MlopsHow-ToBeginner · 4 min read

How to Evaluate Clustering Results in Python with sklearn

To evaluate clustering results in Python, use sklearn.metrics functions like silhouette_score for measuring cluster cohesion and separation, or adjusted_rand_score if true labels are known. These metrics help quantify how well your clustering algorithm grouped the data.

📐

Syntax

Common functions to evaluate clustering results in sklearn.metrics include:

silhouette_score(X, labels): Measures how similar an object is to its own cluster compared to other clusters. Higher is better.
adjusted_rand_score(true_labels, predicted_labels): Compares clustering labels to true labels, adjusted for chance. 1 means perfect match.
calinski_harabasz_score(X, labels): Ratio of between-cluster dispersion to within-cluster dispersion. Higher is better.
davies_bouldin_score(X, labels): Average similarity between clusters, lower values indicate better clustering.

python

from sklearn.metrics import silhouette_score, adjusted_rand_score, calinski_harabasz_score, davies_bouldin_score

# X: data features
# labels: cluster labels assigned by algorithm
# true_labels: actual labels if available

sil_score = silhouette_score(X, labels)
ari_score = adjusted_rand_score(true_labels, labels)
ch_score = calinski_harabasz_score(X, labels)
db_score = davies_bouldin_score(X, labels)

💻

Example

This example shows how to cluster data with KMeans and evaluate the results using silhouette score and adjusted rand index.

python

from sklearn.datasets import make_blobs
from sklearn.cluster import KMeans
from sklearn.metrics import silhouette_score, adjusted_rand_score

# Create sample data with 3 clusters
X, true_labels = make_blobs(n_samples=300, centers=3, cluster_std=0.60, random_state=0)

# Fit KMeans clustering
kmeans = KMeans(n_clusters=3, random_state=0)
predicted_labels = kmeans.fit_predict(X)

# Evaluate clustering
sil_score = silhouette_score(X, predicted_labels)
ari_score = adjusted_rand_score(true_labels, predicted_labels)
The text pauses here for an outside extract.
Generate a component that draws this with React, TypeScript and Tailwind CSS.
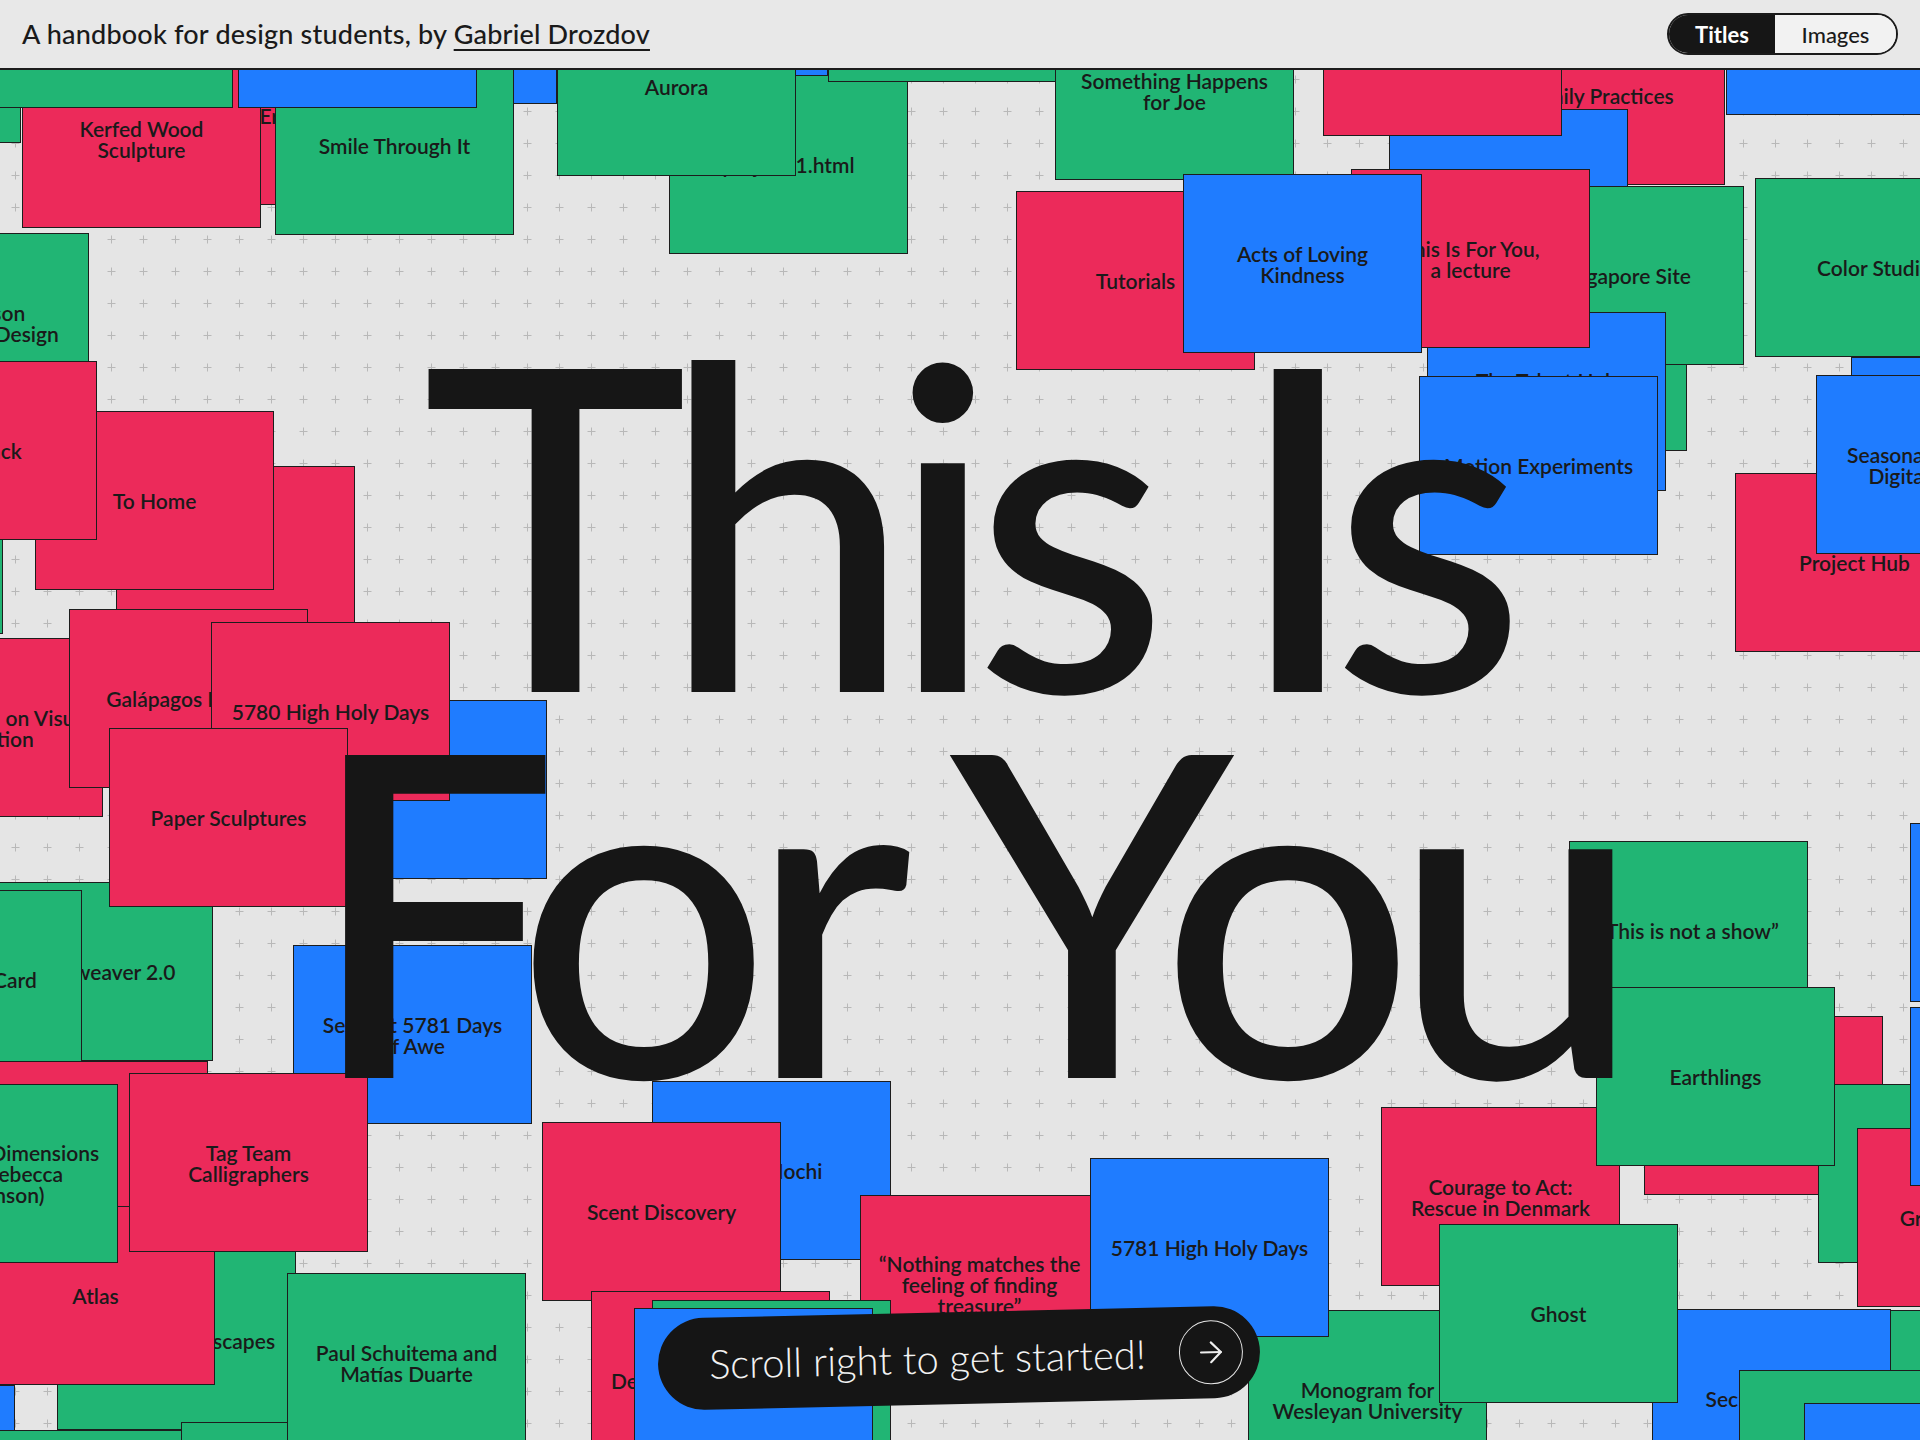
import { ArrowRight } from "lucide-react";

type Tone = "red" | "green" | "blue";
type Card = { x: number; y: number; tone: Tone; label?: string };

const toneClass: Record<Tone, string> = {
  red: "bg-[#ec2a5a]",
  green: "bg-[#21b574]",
  blue: "bg-[#1f7cff]",
};

// page coordinates, listed bottom to top
const cards: Card[] = [
  // top left
  { x: -218, y: -36, tone: "green" },
  { x: 211, y: 26, tone: "red", label: "Error Messages" },
  { x: 22, y: 49, tone: "red", label: "Kerfed Wood\nSculpture" },
  { x: 318, y: -75, tone: "blue" },
  { x: 275, y: 56, tone: "green", label: "Smile Through It" },
  { x: -6, y: -71, tone: "green" },
  { x: 238, y: -71, tone: "blue" },
  { x: 589, y: -103, tone: "blue" },
  { x: 669, y: 75, tone: "green", label: "project-1.html" },
  { x: 828, y: -97, tone: "green" },
  { x: 557, y: -3, tone: "green", label: "Aurora" },
  { x: 1055, y: 1, tone: "green", label: "Something Happens\nfor Joe" },
  // top right
  { x: 1486, y: 6, tone: "red", label: "Daily Practices" },
  { x: 1389, y: 109, tone: "blue" },
  { x: 1323, y: -43, tone: "red" },
  { x: 1726, y: -64, tone: "blue" },
  { x: 1448, y: 272, tone: "green" },
  { x: 1505, y: 186, tone: "green", label: "Singapore Site" },
  { x: 1427, y: 312, tone: "blue", label: "The Talent Hub\nWebsite\nRedesign" },
  { x: 1351, y: 169, tone: "red", label: "This Is For You,\na lecture" },
  { x: 1016, y: 191, tone: "red", label: "Tutorials" },
  { x: 1183, y: 174, tone: "blue", label: "Acts of Loving\nKindness" },
  { x: 1419, y: 376, tone: "blue", label: "Motion Experiments" },
  { x: 1755, y: 178, tone: "green", label: "Color Studio" },
  { x: 1851, y: 357, tone: "blue" },
  { x: 1735, y: 473, tone: "red", label: "Project Hub" },
  { x: 1816, y: 375, tone: "blue", label: "Seasonal Greetings\nDigital Collage" },
  // left
  { x: -150, y: 233, tone: "green", label: "Comparison\nInformation Design" },
  { x: -236, y: 455, tone: "green" },
  { x: 116, y: 466, tone: "red", label: "Toolbox" },
  { x: 35, y: 411, tone: "red", label: "To Home" },
  { x: -142, y: 361, tone: "red", label: "Feedback" },
  { x: -136, y: 638, tone: "red", label: "Conversation on Visual\nPerception" },
  { x: 69, y: 609, tone: "red", label: "Galápagos Islands" },
  { x: 308, y: 700, tone: "blue" },
  { x: 211, y: 622, tone: "red", label: "5780 High Holy Days" },
  { x: -26, y: 882, tone: "green", label: "Dreamweaver 2.0" },
  { x: -157, y: 890, tone: "green", label: "Interactive Card" },
  { x: 109, y: 728, tone: "red", label: "Paper Sculptures" },
  { x: 293, y: 945, tone: "blue", label: "Selichot 5781 Days\nof Awe" },
  { x: -31, y: 1061, tone: "red" },
  { x: 57, y: 1251, tone: "green", label: "Imagined Landscapes" },
  { x: -224, y: 1385, tone: "blue" },
  { x: -24, y: 1206, tone: "red", label: "Atlas" },
  { x: -121, y: 1084, tone: "green", label: "Exploring Dimensions\n(with Rebecca\nRobinson)" },
  { x: 129, y: 1073, tone: "red", label: "Tag Team\nCalligraphers" },
  { x: -55, y: 1430, tone: "green" },
  { x: 181, y: 1422, tone: "green" },
  { x: 287, y: 1273, tone: "green", label: "Paul Schuitema and\nMatías Duarte" },
  // bottom middle
  { x: 652, y: 1081, tone: "blue", label: "Ube Mochi" },
  { x: 860, y: 1195, tone: "red", label: "“Nothing matches the\nfeeling of finding\ntreasure”" },
  { x: 542, y: 1122, tone: "red", label: "Scent Discovery" },
  { x: 591, y: 1291, tone: "red", label: "Design Fundamentals" },
  { x: 652, y: 1300, tone: "green" },
  { x: 634, y: 1308, tone: "blue", label: "Sukkot Booth" },
  { x: 1248, y: 1310, tone: "green", label: "Monogram for\nWesleyan University" },
  { x: 1090, y: 1158, tone: "blue", label: "5781 High Holy Days" },
  // right
  { x: 1569, y: 841, tone: "green", label: "“This is not a show”" },
  { x: 1644, y: 1016, tone: "red" },
  { x: 1381, y: 1107, tone: "red", label: "Courage to Act:\nRescue in Denmark" },
  { x: 1818, y: 1084, tone: "green" },
  { x: 1596, y: 987, tone: "green", label: "Earthlings" },
  { x: 1857, y: 1128, tone: "red", label: "Graphic Systems" },
  { x: 1910, y: 823, tone: "blue" },
  { x: 1910, y: 1007, tone: "blue" },
  { x: 1823, y: 1310, tone: "green", label: "Graduate Show" },
  { x: 1652, y: 1309, tone: "blue", label: "Secret Garden" },
  { x: 1439, y: 1224, tone: "green", label: "Ghost" },
  { x: 1739, y: 1370, tone: "green" },
  { x: 1804, y: 1403, tone: "blue" },
];

const HEADER = 70;

function Tile({ x, y, tone, label }: Card) {
  return (
    <div
      className={`absolute flex h-[179px] w-[239px] items-center justify-center border-[1.5px] border-[#1d1d1d] px-2 text-center ${toneClass[tone]}`}
      style={{ left: x, top: y - HEADER }}
    >
      {label ? (
        <p className="whitespace-pre text-[21px] font-semibold leading-[21px] text-[#1a1a1a]">
          {label}
        </p>
      ) : null}
    </div>
  );
}

const App = () => {
  return (
    <div className="h-[1440px] w-[1920px] overflow-hidden bg-[#e5e5e5] font-['Lato',sans-serif] text-[#1a1a1a]">
      <header className="flex h-[70px] items-center justify-between border-b-2 border-[#1c1c1c] bg-[#e8e8e8] px-[22px]">
        <p className="text-[27px] font-medium tracking-[0.2px]">
          A handbook for design students, by{" "}
          <a className="underline decoration-2 underline-offset-[5px]">Gabriel Drozdov</a>
        </p>
        <div className="flex h-[42px] w-[231px] overflow-hidden rounded-full border-2 border-[#1a1a1a] text-[22px]">
          <span className="flex w-[106px] items-center justify-center bg-[#161616] font-bold text-white">
            Titles
          </span>
          <span className="flex flex-1 items-center justify-center bg-[#f2f2f2] font-medium">
            Images
          </span>
        </div>
      </header>

      <main className="relative h-[1370px] overflow-hidden">
        <svg className="absolute inset-0" width="1920" height="1370">
          <defs>
            <pattern id="plus" width="32" height="32" patternUnits="userSpaceOnUse">
              <path d="M15.5 5.5V13.5M11.5 9.5H19.5" stroke="#b8b8b8" strokeWidth="1" />
            </pattern>
          </defs>
          <rect width="1920" height="1370" fill="url(#plus)" />
        </svg>

        {cards.map((card, i) => (
          <Tile key={i} {...card} />
        ))}

        <div className="pointer-events-none absolute left-[4px] right-0 top-[255px] flex flex-col items-center text-[450px] font-medium leading-[386px] tracking-[-0.054em] text-[#161616]">
          <div>This Is</div>
          <div>For You</div>
        </div>

        <div className="absolute left-[658px] top-[1242px] flex h-[92px] w-[602px] rotate-[-1.3deg] items-center justify-between rounded-full bg-[#151515] pl-[51px] pr-[17px]">
          <span className="text-[40px] font-light text-[#f2f2f2]">Scroll right to get started!</span>
          <span className="flex h-[64px] w-[64px] items-center justify-center rounded-full border-[1.5px] border-[#e6e6e6]">
            <ArrowRight size={34} strokeWidth={1.5} color="#eeeeee" />
          </span>
        </div>
      </main>
    </div>
  );
};

export default App;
print(f"Silhouette Score: {sil_score:.3f}")
print(f"Adjusted Rand Index: {ari_score:.3f}")

Output

Silhouette Score: 0.59 Adjusted Rand Index: 0.90

⚠️

Common Pitfalls

Common mistakes when evaluating clustering results include:

Using adjusted_rand_score without true labels, which makes it invalid.
Interpreting silhouette score without considering the number of clusters; very high or low cluster counts can distort the score.
Ignoring that some metrics like davies_bouldin_score require labels from clustering algorithms, not ground truth.
Not scaling or preprocessing data before clustering, which can affect metric results.

python

from sklearn.metrics import adjusted_rand_score

# Wrong: Using ARI without true labels
predicted_labels = [0, 0, 1, 1]
# true_labels missing or unknown
# ari_score = adjusted_rand_score(None, predicted_labels)  # This will error

# Right: Use silhouette score when true labels are unknown
from sklearn.metrics import silhouette_score
X = [[1, 2], [1, 4], [1, 0], [10, 2], [10, 4], [10, 0]]
labels = [0, 0, 0, 1, 1, 1]
sil_score = silhouette_score(X, labels)
print(f"Silhouette Score: {sil_score:.3f}")

Output

Silhouette Score: 0.70

📊

Quick Reference

Summary of key clustering evaluation metrics:

Metric	Purpose	Range	Higher is Better?
silhouette_score	Measures cluster cohesion and separation	-1 to 1	Yes
adjusted_rand_score	Compares clustering to true labels	-1 to 1	Yes
calinski_harabasz_score	Ratio of between/within cluster dispersion	0 to ∞	Yes
davies_bouldin_score	Average similarity between clusters	0 to ∞	No (lower better)

✅

Key Takeaways

Use silhouette score to evaluate clustering quality without true labels.

Use adjusted rand index only if true labels are available for comparison.

Higher silhouette and Calinski-Harabasz scores indicate better clustering.

Lower Davies-Bouldin score means clusters are more distinct.

Always preprocess data and choose metrics suited to your clustering context.